Are Patient Self-Reported Outcome Measures Sensitive Enough to Be Used as End Points in Clinical Trials?: Evidence from the United Kingdom Glaucoma Treatment Study.

Author information

1
Division of Optometry and Visual Science, School of Health Sciences, City, University of London, London, United Kingdom.
2
National Institute for Health Research Biomedical Research Centre at Moorfields Eye Hospital NHS Foundation Trust and University College London Institute of Ophthalmology, London, United Kingdom.
3
School of Medicine, Dentistry and Biomedical Sciences, Institute for Health Sciences, Centre for Public Health, Queen's University Belfast, Belfast, United Kingdom.
4
Division of Optometry and Visual Science, School of Health Sciences, City, University of London, London, United Kingdom.
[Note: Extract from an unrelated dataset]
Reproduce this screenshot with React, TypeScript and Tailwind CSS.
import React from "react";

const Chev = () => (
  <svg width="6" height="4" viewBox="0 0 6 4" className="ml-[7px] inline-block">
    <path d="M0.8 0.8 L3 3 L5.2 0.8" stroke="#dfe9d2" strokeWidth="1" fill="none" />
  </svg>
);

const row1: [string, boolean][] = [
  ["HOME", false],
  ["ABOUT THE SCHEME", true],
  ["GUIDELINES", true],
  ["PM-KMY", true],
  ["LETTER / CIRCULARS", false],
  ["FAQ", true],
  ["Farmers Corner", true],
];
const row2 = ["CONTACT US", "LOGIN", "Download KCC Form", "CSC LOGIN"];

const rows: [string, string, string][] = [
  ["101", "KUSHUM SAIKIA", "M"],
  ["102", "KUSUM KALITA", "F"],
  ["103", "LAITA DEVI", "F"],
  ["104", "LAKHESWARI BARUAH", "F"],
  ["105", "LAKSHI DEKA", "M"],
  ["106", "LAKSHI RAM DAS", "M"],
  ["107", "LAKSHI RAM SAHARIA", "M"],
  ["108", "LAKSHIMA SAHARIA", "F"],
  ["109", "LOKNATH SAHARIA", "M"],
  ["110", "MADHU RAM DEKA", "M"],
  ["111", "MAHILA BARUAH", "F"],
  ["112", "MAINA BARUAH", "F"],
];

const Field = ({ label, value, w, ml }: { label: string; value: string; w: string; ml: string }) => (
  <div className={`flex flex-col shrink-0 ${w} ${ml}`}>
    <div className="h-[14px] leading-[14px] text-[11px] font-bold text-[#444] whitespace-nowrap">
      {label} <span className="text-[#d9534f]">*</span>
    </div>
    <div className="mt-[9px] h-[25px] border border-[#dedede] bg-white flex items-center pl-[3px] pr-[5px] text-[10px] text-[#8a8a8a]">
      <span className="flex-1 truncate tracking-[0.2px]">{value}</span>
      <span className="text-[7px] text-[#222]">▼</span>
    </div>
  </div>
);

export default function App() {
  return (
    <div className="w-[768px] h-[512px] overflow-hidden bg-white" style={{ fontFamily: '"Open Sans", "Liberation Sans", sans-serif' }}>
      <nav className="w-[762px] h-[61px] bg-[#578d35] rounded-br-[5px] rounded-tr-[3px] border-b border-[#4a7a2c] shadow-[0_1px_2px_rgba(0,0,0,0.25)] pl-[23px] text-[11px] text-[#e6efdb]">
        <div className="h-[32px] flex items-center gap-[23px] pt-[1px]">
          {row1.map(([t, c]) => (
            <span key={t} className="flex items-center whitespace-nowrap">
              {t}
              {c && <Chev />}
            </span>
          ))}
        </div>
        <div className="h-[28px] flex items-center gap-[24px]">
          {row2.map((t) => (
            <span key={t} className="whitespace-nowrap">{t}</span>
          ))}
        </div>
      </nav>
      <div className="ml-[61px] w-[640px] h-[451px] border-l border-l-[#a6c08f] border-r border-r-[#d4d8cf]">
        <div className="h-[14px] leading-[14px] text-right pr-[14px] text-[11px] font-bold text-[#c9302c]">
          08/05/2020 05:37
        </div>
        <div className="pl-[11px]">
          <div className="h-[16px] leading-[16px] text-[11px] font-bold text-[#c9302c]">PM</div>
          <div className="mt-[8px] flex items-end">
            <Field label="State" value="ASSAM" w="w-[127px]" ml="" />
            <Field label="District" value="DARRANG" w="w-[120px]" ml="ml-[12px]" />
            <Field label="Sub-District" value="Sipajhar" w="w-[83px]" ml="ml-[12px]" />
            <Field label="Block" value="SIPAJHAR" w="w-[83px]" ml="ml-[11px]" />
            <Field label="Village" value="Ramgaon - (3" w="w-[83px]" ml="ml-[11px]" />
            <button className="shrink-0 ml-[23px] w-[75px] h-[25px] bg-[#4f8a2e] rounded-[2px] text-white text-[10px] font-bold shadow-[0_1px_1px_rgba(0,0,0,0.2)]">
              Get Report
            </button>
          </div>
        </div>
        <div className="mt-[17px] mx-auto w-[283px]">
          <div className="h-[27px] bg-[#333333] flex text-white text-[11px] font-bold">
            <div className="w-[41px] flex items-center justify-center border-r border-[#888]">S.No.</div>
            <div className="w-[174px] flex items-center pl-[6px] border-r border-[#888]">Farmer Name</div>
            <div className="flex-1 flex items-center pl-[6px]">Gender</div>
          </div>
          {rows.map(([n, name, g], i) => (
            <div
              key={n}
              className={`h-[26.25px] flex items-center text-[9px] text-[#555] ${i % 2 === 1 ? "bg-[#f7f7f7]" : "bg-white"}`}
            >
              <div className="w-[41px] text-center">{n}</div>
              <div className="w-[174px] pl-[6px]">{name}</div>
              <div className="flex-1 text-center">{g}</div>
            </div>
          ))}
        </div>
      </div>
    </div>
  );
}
Electronic address: david.crabb.1@city.ac.uk.

Abstract

PURPOSE:

The United Kingdom Glaucoma Treatment Study (UKGTS) demonstrated the effectiveness of an intraocular pressure-lowering drug in patients with glaucoma using visual field progression as a primary outcome. The present study tested the hypothesis that responses on patient-reported outcome measures (PROMs; secondary outcome measure) differ between patients receiving a topical prostaglandin analog (latanoprost) or placebo eye drops in UKGTS.

DESIGN:

Multicenter, randomized, triple-masked, placebo-controlled trial.

PARTICIPANTS:

Newly diagnosed glaucoma patients in the UKGTS with baseline and exit PROMs (n = 182 and n = 168 patients from the treatment and placebo groups, respectively).

METHODS:

In the UKGTS (trial registration number, ISRCTN96423140), patients with open-angle glaucoma were allocated to receive latanoprost (treatment) or placebo; the observation period was 24 months. Patients completed general health PROMs (European Quality of Life in 5 Dimensions [EQ-5D] and 36-item Short Form [SF-36]) and PROMs specific to glaucoma (15-item Glaucoma Quality of Life [GQL-15] and 9-item Glaucoma Activity Limitation [GAL-9]) at baseline and exit from the trial. Percentage changes between measurement on PROMs were calculated for each patient and compared between treatment arms. In addition, differences between stable patients (n = 272) and those with glaucomatous progression (n = 78), as determined by visual field change (primary outcome), were assessed.

MAIN OUTCOME MEASURE:

PROMs on health-related and vision-related quality of life.

RESULTS:

Average percentage change on PROMs was similar for patients in both arms of the trial, with no statistically significant differences between treatment and placebo groups (EQ-5D, P = 0.98; EQ-5D visual analog scale, P = 0.88; SF-36, P = 0.94, GQL-15, P = 0.66; GAL-9, P = 0.87). There were statistically significant differences between stable and progressing patients on glaucoma-specific PROMs (GQL-15, P = 0.02; GAL-9, P = 0.02), but not on general health PROMs (EQ-5D, P = 0.62; EQ-5D visual analog scale, P = 0.23; SF-36, P = 0.65).

CONCLUSIONS:

Average change in PROMs on health-related and vision-related quality of life was similar for the treatment and placebo groups in the UKGTS. The PROMs used may not be sensitive enough to function as primary end points in clinical trials when participants have newly diagnosed early-stage glaucoma.